_Web page code records_.
* START *
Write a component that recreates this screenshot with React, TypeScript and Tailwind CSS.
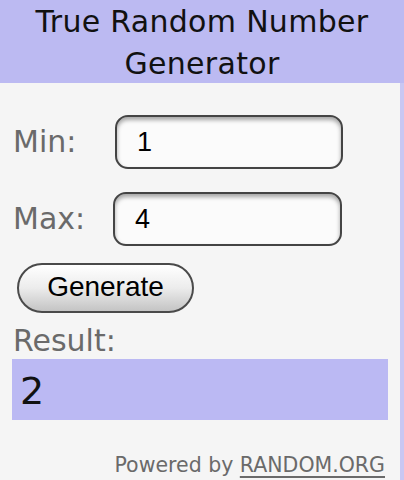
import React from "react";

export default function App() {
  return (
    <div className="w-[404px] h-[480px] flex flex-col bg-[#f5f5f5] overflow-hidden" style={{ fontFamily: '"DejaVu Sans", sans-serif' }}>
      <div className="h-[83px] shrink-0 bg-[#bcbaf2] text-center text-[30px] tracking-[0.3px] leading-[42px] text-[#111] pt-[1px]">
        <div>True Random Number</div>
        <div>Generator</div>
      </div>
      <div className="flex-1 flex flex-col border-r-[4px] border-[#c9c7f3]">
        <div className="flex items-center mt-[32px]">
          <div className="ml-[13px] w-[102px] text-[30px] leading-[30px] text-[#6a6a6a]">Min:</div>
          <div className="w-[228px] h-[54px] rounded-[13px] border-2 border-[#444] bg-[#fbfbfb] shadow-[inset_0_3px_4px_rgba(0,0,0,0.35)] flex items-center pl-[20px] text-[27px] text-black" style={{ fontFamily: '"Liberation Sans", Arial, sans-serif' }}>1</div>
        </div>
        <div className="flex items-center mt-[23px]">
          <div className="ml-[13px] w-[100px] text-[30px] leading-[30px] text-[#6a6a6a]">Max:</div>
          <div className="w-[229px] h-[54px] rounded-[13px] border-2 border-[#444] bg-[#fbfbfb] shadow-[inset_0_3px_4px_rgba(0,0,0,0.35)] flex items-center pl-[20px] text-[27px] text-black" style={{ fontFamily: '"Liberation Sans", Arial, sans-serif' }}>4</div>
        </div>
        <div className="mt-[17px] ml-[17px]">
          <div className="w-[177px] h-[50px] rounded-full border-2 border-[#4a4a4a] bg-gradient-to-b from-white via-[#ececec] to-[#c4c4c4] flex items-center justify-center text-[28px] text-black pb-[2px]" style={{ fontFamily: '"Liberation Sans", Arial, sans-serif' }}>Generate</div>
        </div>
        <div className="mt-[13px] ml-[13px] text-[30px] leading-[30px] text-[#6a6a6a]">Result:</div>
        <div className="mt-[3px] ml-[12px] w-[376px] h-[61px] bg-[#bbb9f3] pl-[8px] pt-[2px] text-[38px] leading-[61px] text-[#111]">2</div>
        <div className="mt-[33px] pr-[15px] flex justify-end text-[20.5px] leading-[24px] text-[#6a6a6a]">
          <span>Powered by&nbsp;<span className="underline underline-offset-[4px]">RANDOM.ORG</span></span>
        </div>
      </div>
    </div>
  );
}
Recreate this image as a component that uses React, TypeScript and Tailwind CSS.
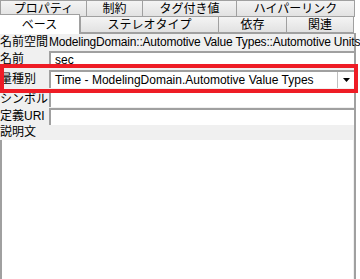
* END *
_TASK PROMPT_. Leave out the pictures and copy every record above exactly.

_ANSWER TO THE PROBLEM_.
Write a component that recreates this screenshot with React, TypeScript and Tailwind CSS.
import React from "react";

export default function App() {
  return (
    <div className="w-[404px] h-[480px] flex flex-col bg-[#f5f5f5] overflow-hidden" style={{ fontFamily: '"DejaVu Sans", sans-serif' }}>
      <div className="h-[83px] shrink-0 bg-[#bcbaf2] text-center text-[30px] tracking-[0.3px] leading-[42px] text-[#111] pt-[1px]">
        <div>True Random Number</div>
        <div>Generator</div>
      </div>
      <div className="flex-1 flex flex-col border-r-[4px] border-[#c9c7f3]">
        <div className="flex items-center mt-[32px]">
          <div className="ml-[13px] w-[102px] text-[30px] leading-[30px] text-[#6a6a6a]">Min:</div>
          <div className="w-[228px] h-[54px] rounded-[13px] border-2 border-[#444] bg-[#fbfbfb] shadow-[inset_0_3px_4px_rgba(0,0,0,0.35)] flex items-center pl-[20px] text-[27px] text-black" style={{ fontFamily: '"Liberation Sans", Arial, sans-serif' }}>1</div>
        </div>
        <div className="flex items-center mt-[23px]">
          <div className="ml-[13px] w-[100px] text-[30px] leading-[30px] text-[#6a6a6a]">Max:</div>
          <div className="w-[229px] h-[54px] rounded-[13px] border-2 border-[#444] bg-[#fbfbfb] shadow-[inset_0_3px_4px_rgba(0,0,0,0.35)] flex items-center pl-[20px] text-[27px] text-black" style={{ fontFamily: '"Liberation Sans", Arial, sans-serif' }}>4</div>
        </div>
        <div className="mt-[17px] ml-[17px]">
          <div className="w-[177px] h-[50px] rounded-full border-2 border-[#4a4a4a] bg-gradient-to-b from-white via-[#ececec] to-[#c4c4c4] flex items-center justify-center text-[28px] text-black pb-[2px]" style={{ fontFamily: '"Liberation Sans", Arial, sans-serif' }}>Generate</div>
        </div>
        <div className="mt-[13px] ml-[13px] text-[30px] leading-[30px] text-[#6a6a6a]">Result:</div>
        <div className="mt-[3px] ml-[12px] w-[376px] h-[61px] bg-[#bbb9f3] pl-[8px] pt-[2px] text-[38px] leading-[61px] text-[#111]">2</div>
        <div className="mt-[33px] pr-[15px] flex justify-end text-[20.5px] leading-[24px] text-[#6a6a6a]">
          <span>Powered by&nbsp;<span className="underline underline-offset-[4px]">RANDOM.ORG</span></span>
        </div>
      </div>
    </div>
  );
}
Recreate this image as a component that uses React, TypeScript and Tailwind CSS.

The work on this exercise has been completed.